We found a monument commemorating that expedition tucked away in a corner of the port as we walked from the ship into steamy Manta, a few miles away.
Just as an aside, it was just a few months ago–July of this year–that I stood on a hillock in Hammerfest in far northern Norway to see a marker from the Struve Geodetic Arcs, a chain of survey triangulations stretching from the far north to the Black Sea, through ten countries and over 2,820 kilometers or 1,752 miles, a 39-year-effort by German-born Russian scientist Friedrich Georg Wilhelm von Struve; his goal was to measure the exact size and shape of the earth by measuring a meridian–a line of longitude running from pole to pole, the opposite line from the equator which is the zero line of latitude.
Back here in Manta, the waters are still thick with fish and the tuna catch remains a major element of the economy. The harbor was filled with vessels disgorging their bunkers with tuna, although the size of the creatures and their number has grown smaller over the years as humans overfish and otherwise damage our planet.

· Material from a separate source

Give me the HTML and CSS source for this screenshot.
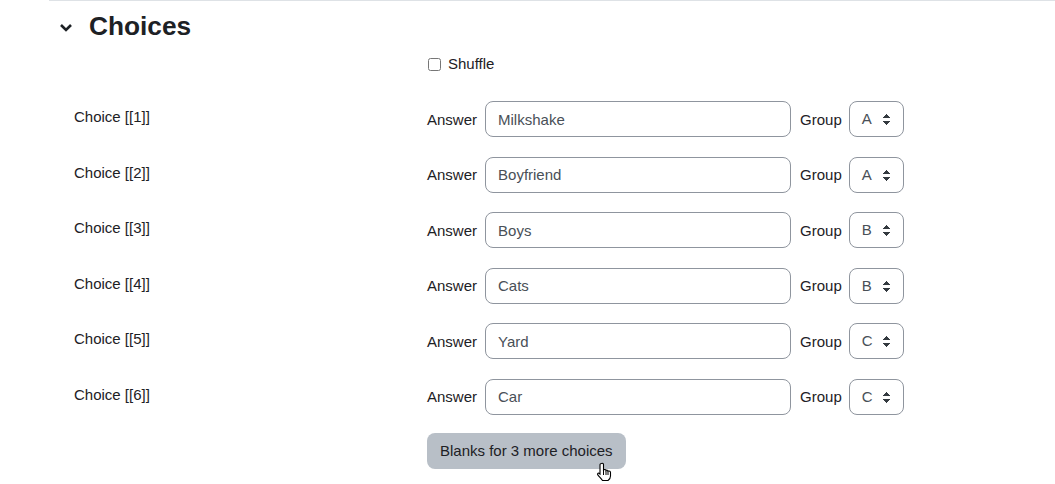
FILE: index.html
```html
<!DOCTYPE html>
<html lang="en">
  <head>
    <meta charset="UTF-8" />
    <title>Choices</title>
    <link rel="stylesheet" href="styles.css">
  </head>
  <body>
    <fieldset class="section">
      <div class="legend">
        <svg class="chevron" width="16" height="12" viewBox="0 0 16 12">
          <path d="M3 3 L8 8 L13 3" fill="none" stroke="#1d2125" stroke-width="2.6" />
        </svg>
        <h3>Choices</h3>
      </div>

      <div class="row shuffle-row">
        <div class="label-col"></div>
        <label class="check"><input type="checkbox" /> Shuffle</label>
      </div>

      <div class="row">
        <div class="label-col">Choice [[1]]</div>
        <div class="fields">
          <span class="field-label">Answer</span>
          <input class="answer" type="text" value="Milkshake" />
          <span class="field-label group-label">Group</span>
          <div class="select">A</div>
        </div>
      </div>
      <div class="row">
        <div class="label-col">Choice [[2]]</div>
        <div class="fields">
          <span class="field-label">Answer</span>
          <input class="answer" type="text" value="Boyfriend" />
          <span class="field-label group-label">Group</span>
          <div class="select">A</div>
        </div>
      </div>
      <div class="row">
        <div class="label-col">Choice [[3]]</div>
        <div class="fields">
          <span class="field-label">Answer</span>
          <input class="answer" type="text" value="Boys" />
          <span class="field-label group-label">Group</span>
          <div class="select">B</div>
        </div>
      </div>
      <div class="row">
        <div class="label-col">Choice [[4]]</div>
        <div class="fields">
          <span class="field-label">Answer</span>
          <input class="answer" type="text" value="Cats" />
          <span class="field-label group-label">Group</span>
          <div class="select">B</div>
        </div>
      </div>
      <div class="row">
        <div class="label-col">Choice [[5]]</div>
        <div class="fields">
          <span class="field-label">Answer</span>
          <input class="answer" type="text" value="Yard" />
          <span class="field-label group-label">Group</span>
          <div class="select">C</div>
        </div>
      </div>
      <div class="row">
        <div class="label-col">Choice [[6]]</div>
        <div class="fields">
          <span class="field-label">Answer</span>
          <input class="answer" type="text" value="Car" />
          <span class="field-label group-label">Group</span>
          <div class="select">C</div>
        </div>
      </div>

      <div class="row button-row">
        <div class="label-col"></div>
        <div class="btn-wrap">
          <button type="button">Blanks for 3 more choices</button>
          <svg class="cursor" width="18" height="20" viewBox="0 0 18 20">
            <path d="M5.5 1.5 C6.5 1 7.5 1.5 7.5 2.5 L7.5 8 L8.5 7.5 C9.3 7.3 10 7.8 10 8.5 L10.5 8.2 C11.3 8 12 8.5 12 9.2 L12.5 9 C13.3 8.8 14.5 9.3 14.5 10.5 L14.5 14 C14.5 16 13.5 17.5 12 18.5 L6.5 18.5 C5.5 17 3.5 15 1.8 12.8 C1.2 12 1.8 10.8 3 11.2 L4 12 L4 2.5 C4 2 4.5 1.6 5.5 1.5 Z" fill="#fff" stroke="#000" stroke-width="1.1" />
            <path d="M7.5 8 L7.5 13 M10 8.5 L10 13 M12 9.2 L12 13" fill="none" stroke="#000" stroke-width="1" />
          </svg>
        </div>
      </div>
    </fieldset>
  </body>
</html>
```

FILE: styles.css
```css
* {
  box-sizing: border-box;
}

body {
  margin: 0;
  font-family: "Liberation Sans", Arial, sans-serif;
  font-size: 15px;
  color: #1d2125;
  background-color: #ffffff;
}

.section {
  margin: 0 0 0 49px;
  padding: 0;
  border: none;
  border-top: 1px solid #dee2e6;
  min-width: 0;
}

.legend {
  display: flex;
  align-items: center;
  padding-top: 10px;
  height: 41px;
}

.chevron {
  margin-left: 9px;
  margin-right: 15px;
  margin-top: 2px;
}

.legend h3 {
  margin: 0;
  font-size: 26.25px;
  font-weight: 700;
  line-height: 1.2;
}

.row {
  display: flex;
  align-items: flex-start;
  margin-bottom: 19.6px;
}

.label-col {
  width: 378px;
  flex-shrink: 0;
  padding-left: 25px;
  padding-top: 5px;
  line-height: 22px;
}

.shuffle-row {
  margin-top: 11px;
  margin-bottom: 26px;
}

.shuffle-row .label-col {
  padding-top: 0;
}

.check {
  display: flex;
  align-items: center;
  line-height: 22px;
}

.check input {
  width: 13px;
  height: 13px;
  margin: 0 7px 0 1px;
}

.fields {
  display: flex;
  align-items: center;
  height: 36px;
}

.field-label {
  margin-right: 8px;
}

.group-label {
  margin-left: 9px;
  margin-right: 7px;
}

.answer {
  width: 306px;
  height: 36px;
  padding: 0 12px;
  border: 1px solid #8f959e;
  border-radius: 8px;
  font-family: inherit;
  font-size: 15px;
  color: #495057;
}

.select {
  position: relative;
  width: 55px;
  height: 36px;
  padding-left: 12px;
  border: 1px solid #8f959e;
  border-radius: 8px;
  line-height: 34px;
  color: #495057;
}

.select::after {
  content: "";
  position: absolute;
  right: 12px;
  top: 12px;
  width: 9px;
  height: 11px;
  background:
    linear-gradient(to bottom right, transparent 50%, #343a40 50%) 0 0 / 4.5px 4px no-repeat,
    linear-gradient(to bottom left, transparent 50%, #343a40 50%) 4.5px 0 / 4.5px 4px no-repeat,
    linear-gradient(to top right, transparent 50%, #343a40 50%) 0 7px / 4.5px 4px no-repeat,
    linear-gradient(to top left, transparent 50%, #343a40 50%) 4.5px 7px / 4.5px 4px no-repeat;
}

.button-row {
  margin-top: -1.6px;
}

.btn-wrap {
  position: relative;
}

button {
  height: 36px;
  padding: 0 13px;
  background-color: #b8bfc7;
  color: #1d2125;
  border: none;
  border-radius: 8px;
  font-family: inherit;
  font-size: 15px;
  cursor: pointer;
}

.cursor {
  position: absolute;
  left: 169px;
  top: 29px;
}
```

And finally, it needs be mentioned that Ecuador–and in particular the town of Montecristi–holds on to its historical place as the origin of the Panama Hat. I know that sounds like a mix of countries, and it is, but many of the workers and visitors to the construction site of the Panama Canal in the late 19th and early 20th century wore straw hats of the type made here and the name of the Ecuadorian product was applied to the north in Panama. Today, some of the hats come from China and elsewhere with no relation to Ecuador or Panama.